* BEGIN LISTED RECORDS *

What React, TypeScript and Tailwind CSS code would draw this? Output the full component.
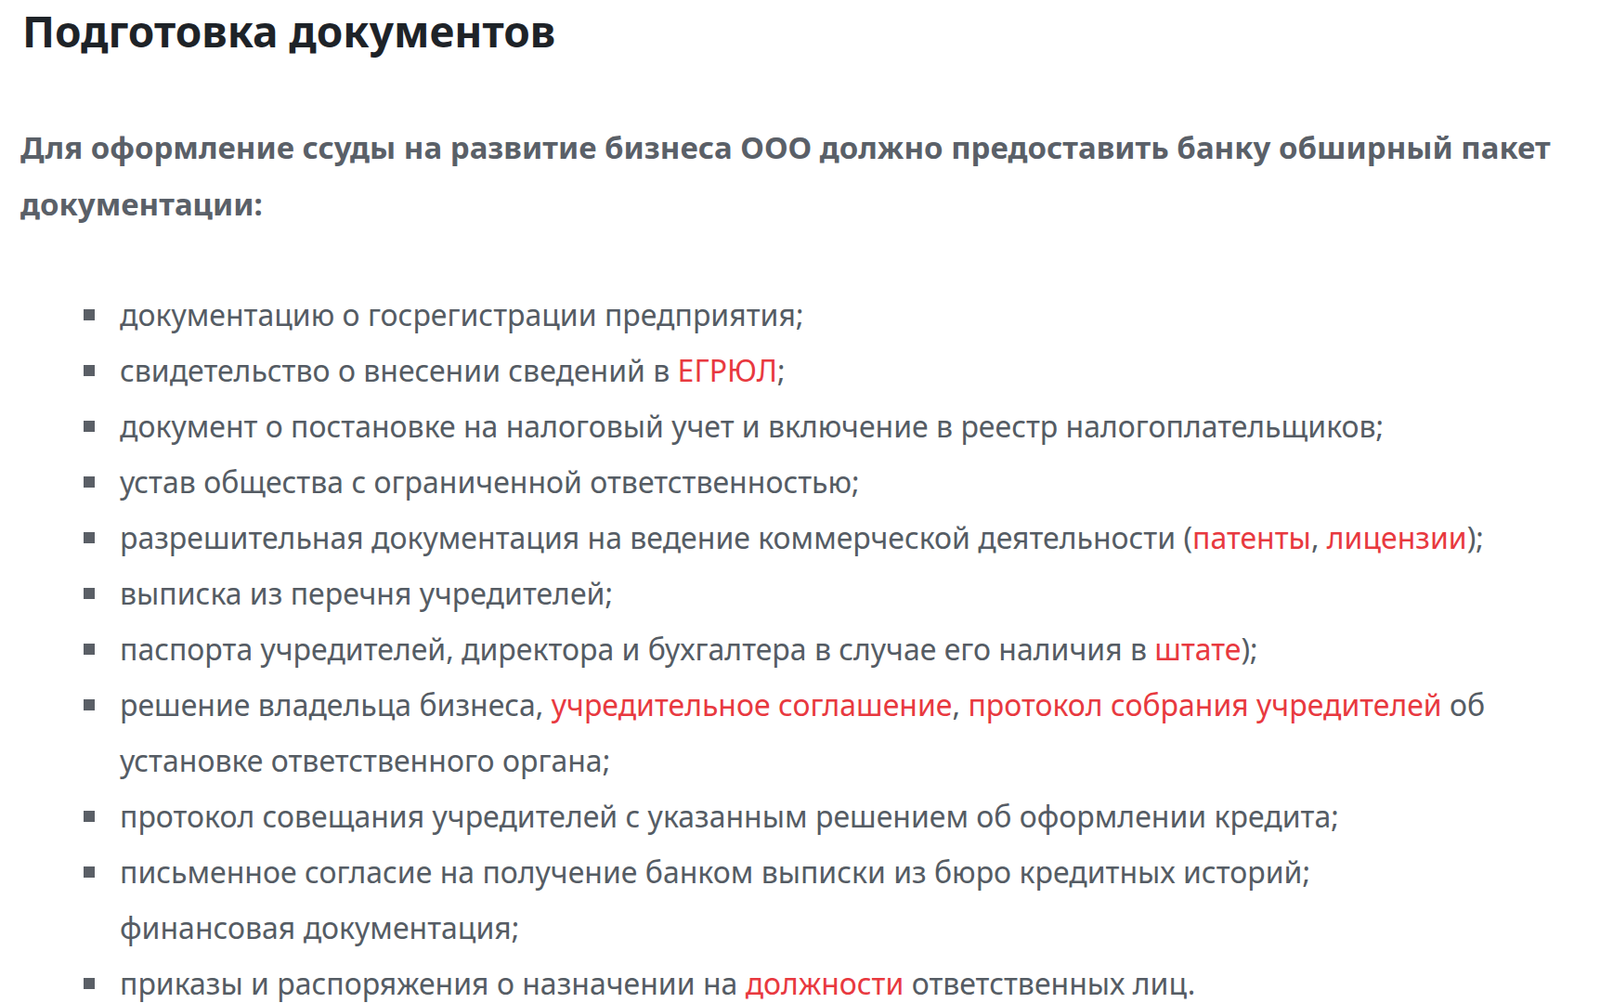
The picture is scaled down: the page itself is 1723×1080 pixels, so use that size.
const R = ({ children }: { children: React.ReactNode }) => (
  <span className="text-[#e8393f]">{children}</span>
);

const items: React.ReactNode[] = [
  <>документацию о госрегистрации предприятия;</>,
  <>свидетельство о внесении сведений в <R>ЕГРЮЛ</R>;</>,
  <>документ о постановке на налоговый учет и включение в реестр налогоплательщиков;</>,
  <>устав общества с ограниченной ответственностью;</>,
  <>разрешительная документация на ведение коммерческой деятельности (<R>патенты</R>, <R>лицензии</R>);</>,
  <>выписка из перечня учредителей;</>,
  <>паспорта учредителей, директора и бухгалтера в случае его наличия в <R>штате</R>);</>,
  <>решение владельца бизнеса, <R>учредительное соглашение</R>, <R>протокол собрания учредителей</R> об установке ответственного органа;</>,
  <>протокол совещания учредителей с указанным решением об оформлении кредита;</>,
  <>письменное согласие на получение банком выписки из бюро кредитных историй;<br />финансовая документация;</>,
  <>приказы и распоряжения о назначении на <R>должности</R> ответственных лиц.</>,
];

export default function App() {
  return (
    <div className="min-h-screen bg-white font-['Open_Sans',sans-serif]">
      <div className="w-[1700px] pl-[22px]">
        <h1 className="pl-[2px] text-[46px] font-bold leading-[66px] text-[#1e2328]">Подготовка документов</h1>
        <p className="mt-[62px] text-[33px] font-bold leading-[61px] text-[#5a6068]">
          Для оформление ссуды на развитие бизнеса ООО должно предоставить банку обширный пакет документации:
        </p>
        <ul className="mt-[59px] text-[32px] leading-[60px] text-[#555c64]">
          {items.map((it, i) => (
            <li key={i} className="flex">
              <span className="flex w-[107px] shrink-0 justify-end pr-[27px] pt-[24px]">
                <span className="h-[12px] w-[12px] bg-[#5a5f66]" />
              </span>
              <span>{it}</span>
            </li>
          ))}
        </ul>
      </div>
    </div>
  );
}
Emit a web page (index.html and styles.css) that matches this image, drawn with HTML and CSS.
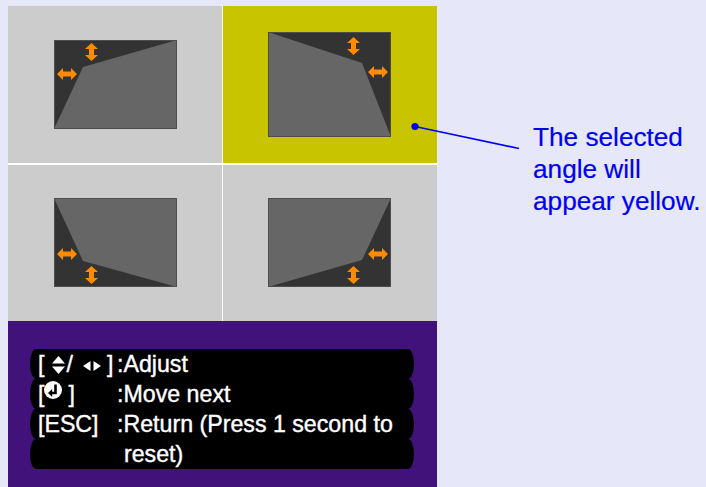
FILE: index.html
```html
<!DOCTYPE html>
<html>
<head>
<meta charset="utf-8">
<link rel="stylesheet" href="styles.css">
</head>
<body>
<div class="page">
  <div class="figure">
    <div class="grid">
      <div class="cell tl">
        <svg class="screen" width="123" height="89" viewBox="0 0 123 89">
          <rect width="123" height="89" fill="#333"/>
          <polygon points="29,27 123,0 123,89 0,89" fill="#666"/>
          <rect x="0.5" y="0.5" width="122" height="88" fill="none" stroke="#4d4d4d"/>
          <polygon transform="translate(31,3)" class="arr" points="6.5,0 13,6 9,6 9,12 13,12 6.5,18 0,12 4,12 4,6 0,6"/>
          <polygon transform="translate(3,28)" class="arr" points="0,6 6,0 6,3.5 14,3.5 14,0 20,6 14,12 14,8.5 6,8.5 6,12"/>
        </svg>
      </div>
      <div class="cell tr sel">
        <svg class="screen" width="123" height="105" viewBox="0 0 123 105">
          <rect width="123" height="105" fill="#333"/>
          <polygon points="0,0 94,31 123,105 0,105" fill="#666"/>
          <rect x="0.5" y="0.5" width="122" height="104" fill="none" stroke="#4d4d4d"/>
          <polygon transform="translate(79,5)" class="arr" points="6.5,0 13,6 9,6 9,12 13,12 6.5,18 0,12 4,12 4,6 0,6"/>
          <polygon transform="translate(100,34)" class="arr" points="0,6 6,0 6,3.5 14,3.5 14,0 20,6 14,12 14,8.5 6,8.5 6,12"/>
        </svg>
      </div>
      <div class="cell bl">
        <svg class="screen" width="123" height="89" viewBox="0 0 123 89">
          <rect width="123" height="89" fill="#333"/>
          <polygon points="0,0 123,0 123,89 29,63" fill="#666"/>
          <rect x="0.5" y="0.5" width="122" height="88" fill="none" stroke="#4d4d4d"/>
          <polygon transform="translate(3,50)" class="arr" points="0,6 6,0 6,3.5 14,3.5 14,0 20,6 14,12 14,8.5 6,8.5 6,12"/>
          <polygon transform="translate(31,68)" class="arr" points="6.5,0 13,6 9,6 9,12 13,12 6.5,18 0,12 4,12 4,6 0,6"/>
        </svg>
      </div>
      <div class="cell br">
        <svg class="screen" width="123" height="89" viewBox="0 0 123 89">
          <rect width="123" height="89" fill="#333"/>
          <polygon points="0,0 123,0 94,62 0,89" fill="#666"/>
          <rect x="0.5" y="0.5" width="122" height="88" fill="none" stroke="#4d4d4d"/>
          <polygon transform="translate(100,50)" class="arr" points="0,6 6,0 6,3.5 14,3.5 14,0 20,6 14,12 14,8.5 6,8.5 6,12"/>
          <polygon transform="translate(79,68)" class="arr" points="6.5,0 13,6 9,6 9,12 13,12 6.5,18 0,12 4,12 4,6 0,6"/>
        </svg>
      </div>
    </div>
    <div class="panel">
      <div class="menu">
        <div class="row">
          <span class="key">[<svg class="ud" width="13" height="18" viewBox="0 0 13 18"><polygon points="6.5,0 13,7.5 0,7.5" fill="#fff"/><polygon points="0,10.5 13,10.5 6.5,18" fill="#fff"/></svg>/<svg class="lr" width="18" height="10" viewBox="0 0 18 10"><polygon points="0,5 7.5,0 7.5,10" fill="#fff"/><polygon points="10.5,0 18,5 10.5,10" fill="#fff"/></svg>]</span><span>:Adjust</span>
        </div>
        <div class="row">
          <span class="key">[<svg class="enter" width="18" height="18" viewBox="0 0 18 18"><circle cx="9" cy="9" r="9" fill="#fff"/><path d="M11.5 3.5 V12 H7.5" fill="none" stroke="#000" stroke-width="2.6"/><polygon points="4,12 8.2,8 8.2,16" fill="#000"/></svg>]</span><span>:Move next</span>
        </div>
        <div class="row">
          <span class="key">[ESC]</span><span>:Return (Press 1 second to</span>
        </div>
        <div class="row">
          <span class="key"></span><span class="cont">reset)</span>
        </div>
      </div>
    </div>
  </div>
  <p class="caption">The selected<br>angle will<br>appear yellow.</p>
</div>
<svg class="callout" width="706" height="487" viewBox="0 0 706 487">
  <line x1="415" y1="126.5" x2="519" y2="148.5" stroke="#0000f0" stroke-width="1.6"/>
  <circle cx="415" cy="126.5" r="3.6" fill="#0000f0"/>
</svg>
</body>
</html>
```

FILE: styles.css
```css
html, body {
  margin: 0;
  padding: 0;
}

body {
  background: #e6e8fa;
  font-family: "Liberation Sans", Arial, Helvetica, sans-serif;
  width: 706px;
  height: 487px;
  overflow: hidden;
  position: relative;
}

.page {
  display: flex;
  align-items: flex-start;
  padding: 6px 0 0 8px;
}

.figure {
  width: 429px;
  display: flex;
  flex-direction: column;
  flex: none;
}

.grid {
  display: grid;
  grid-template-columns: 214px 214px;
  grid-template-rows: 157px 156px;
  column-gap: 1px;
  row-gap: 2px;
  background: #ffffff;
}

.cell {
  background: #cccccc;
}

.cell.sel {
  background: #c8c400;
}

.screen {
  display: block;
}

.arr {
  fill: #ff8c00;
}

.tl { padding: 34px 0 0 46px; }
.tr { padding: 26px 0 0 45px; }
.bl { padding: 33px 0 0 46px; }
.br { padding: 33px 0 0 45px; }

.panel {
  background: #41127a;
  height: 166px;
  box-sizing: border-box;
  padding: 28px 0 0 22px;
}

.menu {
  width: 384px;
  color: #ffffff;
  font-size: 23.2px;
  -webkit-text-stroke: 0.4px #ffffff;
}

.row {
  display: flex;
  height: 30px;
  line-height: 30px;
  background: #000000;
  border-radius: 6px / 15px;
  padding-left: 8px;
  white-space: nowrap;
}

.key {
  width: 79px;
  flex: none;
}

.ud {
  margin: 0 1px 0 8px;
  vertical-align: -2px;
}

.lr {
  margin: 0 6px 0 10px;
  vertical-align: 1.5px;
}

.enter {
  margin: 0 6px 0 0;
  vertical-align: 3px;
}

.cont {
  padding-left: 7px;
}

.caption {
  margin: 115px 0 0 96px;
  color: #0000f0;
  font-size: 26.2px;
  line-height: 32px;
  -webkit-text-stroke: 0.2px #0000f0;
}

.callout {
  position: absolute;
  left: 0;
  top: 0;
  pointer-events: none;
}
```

* END LISTED RECORDS *

From the listing above, return each line with the word "that".

▶ **PROBLEM SOLUTION**
The picture is scaled down: the page itself is 1723×1080 pixels, so use that size.
Emit a web page (index.html and styles.css) that matches this image, drawn with HTML and CSS.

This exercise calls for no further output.